Las preguntas fundamentales a plantear en un conflicto serían entonces las siguientes:
- El tema que está en juego, ¿es realmente una cuestión de status confessionis, o podríamos tolerar el hecho de que el otro también sostenga que actúa conforme a lo que las Escrituras le dicen?
- ¿Cuál es la perspectiva de los más vulnerables o discriminados sobre este tema?
- ¿Se está victimizando a alguien en este conflicto, y si así fuera, cómo podríamos terminar con tal victimización?
- ¿Nos estamos presentando como víctimas de este conflicto de manera inapropiada, y si así fuera, cómo podríamos encaminarnos?
- ¿Estamos respetando el hecho de que todos los involucrados fueron y siguen siendo creados indestructiblemente a imagen de Dios, aunque difieran nuestras opiniones o conductas?
Quisiera creer que la iglesia de la paz justa implica un enfoque profundamente humilde: saber diferenciar siempre la verdad absoluta, que está solo en Dios, de todas nuestras aproximaciones a dicha verdad. Si sumamos dicha humildad a la manera ambiciosa de ser iglesia de la paz justa, no sólo podría crecer la credibilidad de nuestro testimonio de paz, sino que también descubriríamos nuevamente la capacidad de Dios de tolerar (sobrellevar) nuestras diversidades.

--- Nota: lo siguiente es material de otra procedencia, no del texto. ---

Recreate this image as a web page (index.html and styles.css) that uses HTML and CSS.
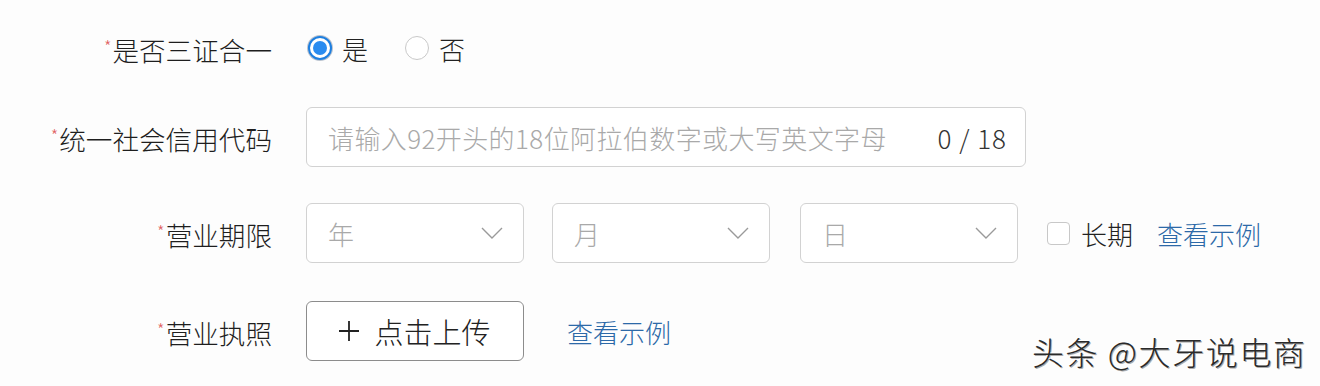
FILE: index.html
```html
<!DOCTYPE html>
<html lang="zh">
<head>
<meta charset="utf-8">
<title>表单</title>
<link rel="stylesheet" href="styles.css">
</head>
<body>
<div class="form">
  <div class="row row-radio">
    <div class="label"><span class="req">*</span>是否三证合一</div>
    <div class="ctrl">
      <label class="radio"><span class="dot checked"></span><span>是</span></label>
      <label class="radio"><span class="dot"></span><span>否</span></label>
    </div>
  </div>
  <div class="row r2">
    <div class="label"><span class="req">*</span>统一社会信用代码</div>
    <div class="ctrl">
      <div class="input">
        <span class="ph">请输入92开头的18位阿拉伯数字或大写英文字母</span>
        <span class="count">0 / 18</span>
      </div>
    </div>
  </div>
  <div class="row r3">
    <div class="label"><span class="req">*</span>营业期限</div>
    <div class="ctrl">
      <div class="select"><span class="ph">年</span><svg class="chev" viewBox="0 0 22 12" width="22" height="12"><path d="M1 1 L11 11 L21 1" fill="none" stroke="#9a9a9a" stroke-width="1.4"/></svg></div>
      <div class="select"><span class="ph">月</span><svg class="chev" viewBox="0 0 22 12" width="22" height="12"><path d="M1 1 L11 11 L21 1" fill="none" stroke="#9a9a9a" stroke-width="1.4"/></svg></div>
      <div class="select"><span class="ph">日</span><svg class="chev" viewBox="0 0 22 12" width="22" height="12"><path d="M1 1 L11 11 L21 1" fill="none" stroke="#9a9a9a" stroke-width="1.4"/></svg></div>
      <label class="check"><span class="box"></span><span>长期</span></label>
      <a class="link link-a">查看示例</a>
    </div>
  </div>
  <div class="row r4">
    <div class="label"><span class="req">*</span>营业执照</div>
    <div class="ctrl">
      <div class="btn"><svg class="plus" viewBox="0 0 20 20" width="20" height="20"><path d="M10 0 V20 M0 10 H20" fill="none" stroke="#222" stroke-width="1.8"/></svg><span>点击上传</span></div>
      <a class="link link-b">查看示例</a>
    </div>
  </div>
</div>
<div class="wm">头条 @大牙说电商</div>
</body>
</html>
```
FILE: styles.css
```css
html, body {
  margin: 0;
  padding: 0;
}
body {
  width: 1320px;
  height: 386px;
  background: #fdfdfd;
  font-family: "Noto Sans CJK SC", "Noto Sans", sans-serif;
  font-weight: 300;
  color: #222;
  position: relative;
  overflow: hidden;
}
.form {
  display: flex;
  flex-direction: column;
  padding-top: 28px;
}
.row {
  display: flex;
  align-items: center;
  height: 60px;
}
.row-radio {
  height: 40px;
}
.r2 { margin-top: 39px; }
.r3 { margin-top: 36px; }
.r4 { margin-top: 38px; }
.label {
  width: 272px;
  text-align: right;
  font-size: 26.6px;
  line-height: 40px;
  color: #1e1e1e;
  white-space: nowrap;
}
.req {
  color: #e06060;
  font-size: 17px;
  vertical-align: 8px;
  margin-right: 1px;
}
.ctrl {
  margin-left: 34px;
  display: flex;
  align-items: center;
  font-size: 26px;
}
.radio {
  display: flex;
  align-items: center;
  gap: 10px;
  margin-left: 2px;
  margin-right: 35px;
}
.dot {
  width: 24px;
  height: 24px;
  border: 1px solid #c9c9c9;
  border-radius: 50%;
  box-sizing: border-box;
  background: #fff;
  position: relative;
}
.dot.checked {
  border: 2px solid #1e7fe0;
  box-shadow: 0 0 0 1px rgba(30, 60, 100, 0.3);
}
.dot.checked::after {
  content: "";
  position: absolute;
  left: 3px;
  top: 3px;
  width: 14px;
  height: 14px;
  border-radius: 50%;
  background: #2a8cf0;
}
.input {
  width: 720px;
  height: 60px;
  box-sizing: border-box;
  border: 1px solid #d2d2d2;
  border-radius: 6px;
  background: #fff;
  display: flex;
  align-items: center;
  justify-content: space-between;
  padding: 0 18px 0 21px;
}
.ph {
  color: #a9a9a9;
  font-size: 26px;
  letter-spacing: 0.4px;
}
.count {
  color: #333;
  font-size: 26px;
  letter-spacing: 1px;
}
.select {
  width: 218px;
  height: 60px;
  box-sizing: border-box;
  border: 1px solid #d2d2d2;
  border-radius: 6px;
  background: #fff;
  display: flex;
  align-items: center;
  justify-content: space-between;
  padding: 0 20px 0 21px;
  margin-right: 28px;
}
.select:nth-child(2) {
  margin-right: 30px;
}
.select:nth-child(3) {
  margin-right: 29px;
}
.chev {
  display: block;
}
.check {
  display: flex;
  align-items: center;
  gap: 11px;
}
.box {
  width: 23px;
  height: 23px;
  box-sizing: border-box;
  border: 1px solid #c8c8c8;
  border-radius: 4px;
  background: #fff;
}
.link {
  color: #2c69a8;
  font-size: 26px;
}
.link-a { margin-left: 24px; }
.link-b { margin-left: 43px; }
.btn {
  width: 218px;
  height: 60px;
  box-sizing: border-box;
  border: 1px solid #8c8c8c;
  border-radius: 6px;
  background: #fff;
  display: flex;
  align-items: center;
  justify-content: center;
  gap: 15px;
  color: #222;
  font-size: 29px;
}
.plus {
  display: block;
}
.wm {
  position: absolute;
  left: 1032px;
  top: 330px;
  font-size: 32px;
  line-height: 42px;
  color: #2a2a2a;
  text-shadow: -1px -1px 0 #fff, 1px 1px 0 #aaa;
  letter-spacing: 1.6px;
  white-space: nowrap;
}
```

La comunidad celebrante, reunida en nombre de Dios, constituye el ámbito fundamental para practicar la responsabilidad mutua. El Congreso Mundial Menonita tiene el potencial para crecer y convertirse en dicha comunidad.”
Fernando Enns, director del Instituto para la Teología de Paz de la Iglesia (Peace Church Theology) de la Universidad de Hamburgo (Alemania), y profesor de Paz (Teología y Ética) de Free University de Ámsterdam (Países Bajos).